И все-таки вкус имеет значение. С точки зрения «большой истории искусства», эти натюрморты тоже являются аналогом раннепетровского искусства; они значительно более «примитивны»[67] (несмотря на техническое мастерство исполнения) в культурном смысле, более «наивны», чем бюсты только что приехавшего в Россию Растрелли и тем более портреты вернувшегося из Италии Никитина. Так могут быть трактованы натюрморты-обманки исходя из контекста «досуга», развлечений и безыдейного домашнего дилетантизма; существуют и другие трактовки этих натюрмортов — в контексте «серьезной» традиции Феофана Прокоповича, как изображения аллегорические и дидактические[68].
Самый известный автор таких обманок — Григорий Теплов (переводчик Академии наук и будущий секретарь президента Академии Кирилла Разумовского); наиболее популярен его «Натюрморт с нотами и попугаем» (1737, Государственный музей керамики и Усадьба Кусково XVIII века). Кроме того, можно упомянуть как показательный образец жанра «Натюрморт с картиной и с книгами» (1737, Останкинский музей) Трофима Ульянова.
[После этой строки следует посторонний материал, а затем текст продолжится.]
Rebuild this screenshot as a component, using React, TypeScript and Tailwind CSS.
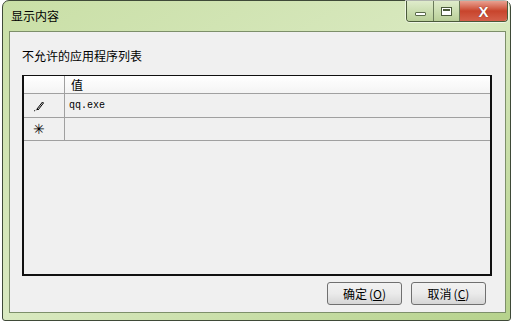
import React from "react";

const cjk = { fontFamily: '"Noto Sans CJK SC", "Liberation Sans", sans-serif' };

function Pencil() {
  return (
    <svg width="12" height="12" viewBox="0 0 12 12">
      <path d="M4 9 L9.5 2 L10.5 3 L5 10 Z" fill="none" stroke="#000" strokeWidth="1" />
      <path d="M1 11 L4 9.5" stroke="#000" strokeWidth="1" strokeDasharray="1 1" />
    </svg>
  );
}

function TitleButtons() {
  return (
    <div className="flex h-[21px] overflow-hidden rounded-b-[4px] border border-t-0 border-[#4a5a3a] shadow-[0_0_0_1px_rgba(255,255,255,0.6)]">
      <div className="flex w-[27px] items-center justify-center border-r border-[#6a7a5a] bg-gradient-to-b from-[#dfeccb] to-[#b9cf98]">
        <div className="mt-[5px] h-[4px] w-[11px] rounded-[1px] border border-[#5a6a4a] bg-white" />
      </div>
      <div className="flex w-[26px] items-center justify-center border-r border-[#6a7a5a] bg-gradient-to-b from-[#dfeccb] to-[#b9cf98]">
        <div className="h-[9px] w-[11px] border border-[#4a5a3a] bg-white p-[1px]">
          <div className="h-full w-full border-t-2 border-[#4a5a3a]" />
        </div>
      </div>
      <div className="flex w-[47px] items-center justify-center bg-gradient-to-b from-[#e8a090] via-[#c8442c] to-[#d4604a]">
        <span className="text-[15px] font-bold leading-none text-white [text-shadow:0_0_1px_#5a1a10]" style={{ fontFamily: '"Liberation Sans", sans-serif' }}>
          X
        </span>
      </div>
    </div>
  );
}

function Btn({ label, k }: { label: string; k: string }) {
  return (
    <div
      className="flex h-[23px] w-[75px] items-center justify-center rounded-[3px] border border-[#707070] bg-gradient-to-b from-[#f2f2f2] via-[#ebebeb] to-[#d6d6d6] text-[12px] text-black"
      style={cjk}
    >
      {label}
      <span className="ml-[2px]">(<span className="underline">{k}</span>)</span>
    </div>
  );
}

export default function App() {
  return (
    <div className="h-[323px] w-[514px] bg-white pl-[2px]">
      <div className="flex h-[321px] w-[509px] flex-col rounded-t-[7px] rounded-b-[3px] border border-[#3f4a38] bg-gradient-to-br from-[#c9dfa6] via-[#d9e9c0] to-[#b6d28c] pl-[6px] pr-[4px] pb-[7px]">
        <div className="flex h-[30px] items-start justify-between">
          <span className="mt-[6px] pl-[2px] text-[12px] text-black" style={cjk}>
            显示内容
          </span>
          <div className="mr-[-2px]">
            <TitleButtons />
          </div>
        </div>
        <div className="flex flex-1 flex-col border border-[#7d8f6a] bg-[#f0f0f0] pl-[12px] pr-[13px] pt-[15px]">
          <div className="h-[28px] text-[12px] leading-[18px] text-black" style={cjk}>
            不允许的应用程序列表
          </div>
          <div className="flex h-[201px] flex-col border-2 border-[#101010] border-t-[1.5px] bg-[#f0f0f0]">
            <div className="flex h-[18px] border-b border-[#a0a0a0] bg-gradient-to-b from-white to-[#f4f4f4]">
              <div className="w-[41px] border-r border-[#a0a0a0]" />
              <div className="pl-[6px] text-[12px] leading-[18px]" style={cjk}>
                值
              </div>
            </div>
            <div className="flex h-[24px] border-b border-[#a0a0a0]">
              <div className="flex w-[41px] items-center border-r border-[#a0a0a0] pl-[9px]">
                <Pencil />
              </div>
              <div className="flex items-center pl-[4px] text-[10px]" style={{ fontFamily: '"Liberation Mono", monospace' }}>
                qq.exe
              </div>
            </div>
            <div className="flex h-[23px] border-b border-[#a0a0a0]">
              <div className="flex w-[41px] items-center border-r border-[#a0a0a0] pl-[9px] text-[14px] leading-none" style={{ fontFamily: '"DejaVu Sans", sans-serif' }}>
                ✳
              </div>
              <div />
            </div>
          </div>
          <div className="mt-[6px] flex justify-end gap-[9px] pr-[6px]">
            <Btn label="确定" k="O" />
            <Btn label="取消" k="C" />
          </div>
        </div>
      </div>
    </div>
  );
}
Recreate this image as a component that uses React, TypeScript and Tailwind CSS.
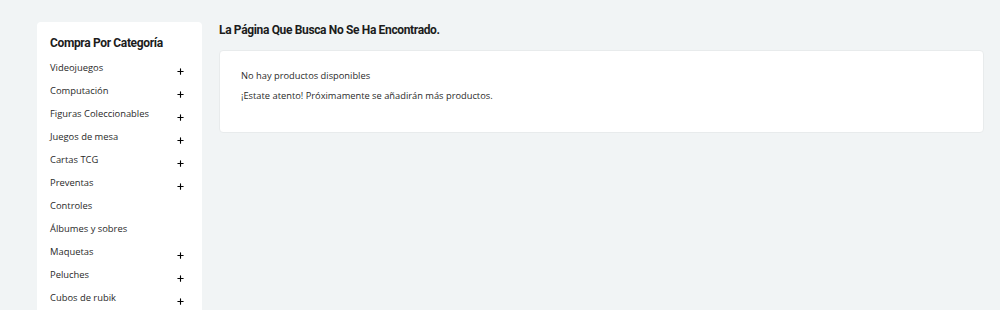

Примерно после 1743 года начинается «настоящая» елизаветинская эпоха — с развлечениями, балами, маскарадами (вообще постоянными переодеваниями мужчин в женское платье, а женщин в мужское) — приватная культура легкомысленного двора молодой Елизаветы[69]. Она столь же празднична, как и эпоха Анны Иоанновны, но обладает более развитым — внутренне, а не внешне европеизированным — женским вкусом, чувством меры хотя бы на уровне вещей, костюмов, париков (отличаясь от нее примерно так же, как эпоха Петра после 1714 года отличалась от эпохи Петра первых лет Всешутейшего собора). При Елизавете быстро формируется — при дворе, по крайней мере, — почти европейский «потребительский» вкус, появляется новая — французская — кухня, появляется культ деликатесов (вместо примитивного обжорства), вина вместо водки. Развлечения тоже становятся более изысканными — далекими от казарменной грубости как Всепьянейшего собора, так и свадеб шутов времен Анны Иоанновны. «Все формы элегантности и роскоши развивались чрезвычайно быстро. Французский балетный учитель Ланде утверждал, что нигде менуэт не танцевали с такой грацией и изяществом, как в России»[70].